• [Task statement] Below is a listing to transcribe in full and exactly; keep the pictures out.

• [Supplied information]
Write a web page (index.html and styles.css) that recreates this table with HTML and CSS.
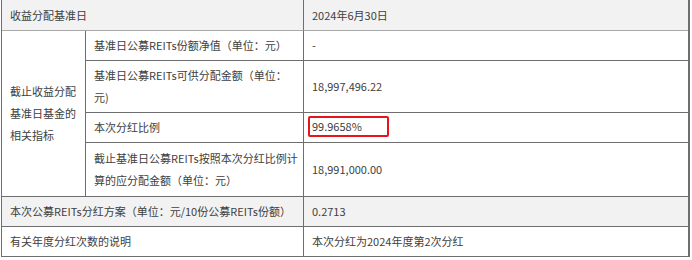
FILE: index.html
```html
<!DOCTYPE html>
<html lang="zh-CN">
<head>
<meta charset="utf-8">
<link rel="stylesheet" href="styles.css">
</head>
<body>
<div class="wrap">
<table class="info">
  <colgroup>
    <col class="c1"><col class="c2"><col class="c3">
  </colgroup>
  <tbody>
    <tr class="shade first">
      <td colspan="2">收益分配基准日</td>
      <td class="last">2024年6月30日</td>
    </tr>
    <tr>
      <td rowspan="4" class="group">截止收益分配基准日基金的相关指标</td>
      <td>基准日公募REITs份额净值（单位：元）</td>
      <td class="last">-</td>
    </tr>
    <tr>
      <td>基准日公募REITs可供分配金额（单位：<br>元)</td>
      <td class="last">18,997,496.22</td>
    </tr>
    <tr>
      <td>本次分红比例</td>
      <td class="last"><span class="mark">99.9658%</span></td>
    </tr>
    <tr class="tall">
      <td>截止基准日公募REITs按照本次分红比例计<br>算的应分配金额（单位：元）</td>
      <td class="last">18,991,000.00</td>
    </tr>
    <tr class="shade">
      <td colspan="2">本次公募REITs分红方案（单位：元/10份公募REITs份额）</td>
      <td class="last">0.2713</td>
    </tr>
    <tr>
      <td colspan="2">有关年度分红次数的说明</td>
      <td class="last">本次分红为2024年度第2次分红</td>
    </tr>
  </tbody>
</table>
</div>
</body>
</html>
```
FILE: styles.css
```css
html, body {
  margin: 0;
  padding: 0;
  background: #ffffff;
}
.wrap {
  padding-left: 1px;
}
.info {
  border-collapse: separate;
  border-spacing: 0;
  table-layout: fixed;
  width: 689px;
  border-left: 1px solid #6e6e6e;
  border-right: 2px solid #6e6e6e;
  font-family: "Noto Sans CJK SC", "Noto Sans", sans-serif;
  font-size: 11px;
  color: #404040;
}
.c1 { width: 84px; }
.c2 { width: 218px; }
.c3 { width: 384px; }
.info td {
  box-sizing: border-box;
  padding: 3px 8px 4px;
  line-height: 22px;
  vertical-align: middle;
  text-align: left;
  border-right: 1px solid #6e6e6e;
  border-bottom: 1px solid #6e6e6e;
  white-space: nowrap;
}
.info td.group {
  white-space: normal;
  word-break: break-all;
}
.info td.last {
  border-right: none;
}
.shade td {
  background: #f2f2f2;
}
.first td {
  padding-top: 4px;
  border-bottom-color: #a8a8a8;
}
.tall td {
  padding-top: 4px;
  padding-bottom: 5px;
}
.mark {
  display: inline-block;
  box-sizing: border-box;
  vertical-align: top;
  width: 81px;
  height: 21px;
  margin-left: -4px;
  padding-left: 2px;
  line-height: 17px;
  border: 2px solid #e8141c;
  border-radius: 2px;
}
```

• [Output]
Write a web page (index.html and styles.css) that recreates this table with HTML and CSS.
FILE: index.html
```html
<!DOCTYPE html>
<html lang="zh-CN">
<head>
<meta charset="utf-8">
<link rel="stylesheet" href="styles.css">
</head>
<body>
<div class="wrap">
<table class="info">
  <colgroup>
    <col class="c1"><col class="c2"><col class="c3">
  </colgroup>
  <tbody>
    <tr class="shade first">
      <td colspan="2">收益分配基准日</td>
      <td class="last">2024年6月30日</td>
    </tr>
    <tr>
      <td rowspan="4" class="group">截止收益分配基准日基金的相关指标</td>
      <td>基准日公募REITs份额净值（单位：元）</td>
      <td class="last">-</td>
    </tr>
    <tr>
      <td>基准日公募REITs可供分配金额（单位：<br>元)</td>
      <td class="last">18,997,496.22</td>
    </tr>
    <tr>
      <td>本次分红比例</td>
      <td class="last"><span class="mark">99.9658%</span></td>
    </tr>
    <tr class="tall">
      <td>截止基准日公募REITs按照本次分红比例计<br>算的应分配金额（单位：元）</td>
      <td class="last">18,991,000.00</td>
    </tr>
    <tr class="shade">
      <td colspan="2">本次公募REITs分红方案（单位：元/10份公募REITs份额）</td>
      <td class="last">0.2713</td>
    </tr>
    <tr>
      <td colspan="2">有关年度分红次数的说明</td>
      <td class="last">本次分红为2024年度第2次分红</td>
    </tr>
  </tbody>
</table>
</div>
</body>
</html>
```
FILE: styles.css
```css
html, body {
  margin: 0;
  padding: 0;
  background: #ffffff;
}
.wrap {
  padding-left: 1px;
}
.info {
  border-collapse: separate;
  border-spacing: 0;
  table-layout: fixed;
  width: 689px;
  border-left: 1px solid #6e6e6e;
  border-right: 2px solid #6e6e6e;
  font-family: "Noto Sans CJK SC", "Noto Sans", sans-serif;
  font-size: 11px;
  color: #404040;
}
.c1 { width: 84px; }
.c2 { width: 218px; }
.c3 { width: 384px; }
.info td {
  box-sizing: border-box;
  padding: 3px 8px 4px;
  line-height: 22px;
  vertical-align: middle;
  text-align: left;
  border-right: 1px solid #6e6e6e;
  border-bottom: 1px solid #6e6e6e;
  white-space: nowrap;
}
.info td.group {
  white-space: normal;
  word-break: break-all;
}
.info td.last {
  border-right: none;
}
.shade td {
  background: #f2f2f2;
}
.first td {
  padding-top: 4px;
  border-bottom-color: #a8a8a8;
}
.tall td {
  padding-top: 4px;
  padding-bottom: 5px;
}
.mark {
  display: inline-block;
  box-sizing: border-box;
  vertical-align: top;
  width: 81px;
  height: 21px;
  margin-left: -4px;
  padding-left: 2px;
  line-height: 17px;
  border: 2px solid #e8141c;
  border-radius: 2px;
}
```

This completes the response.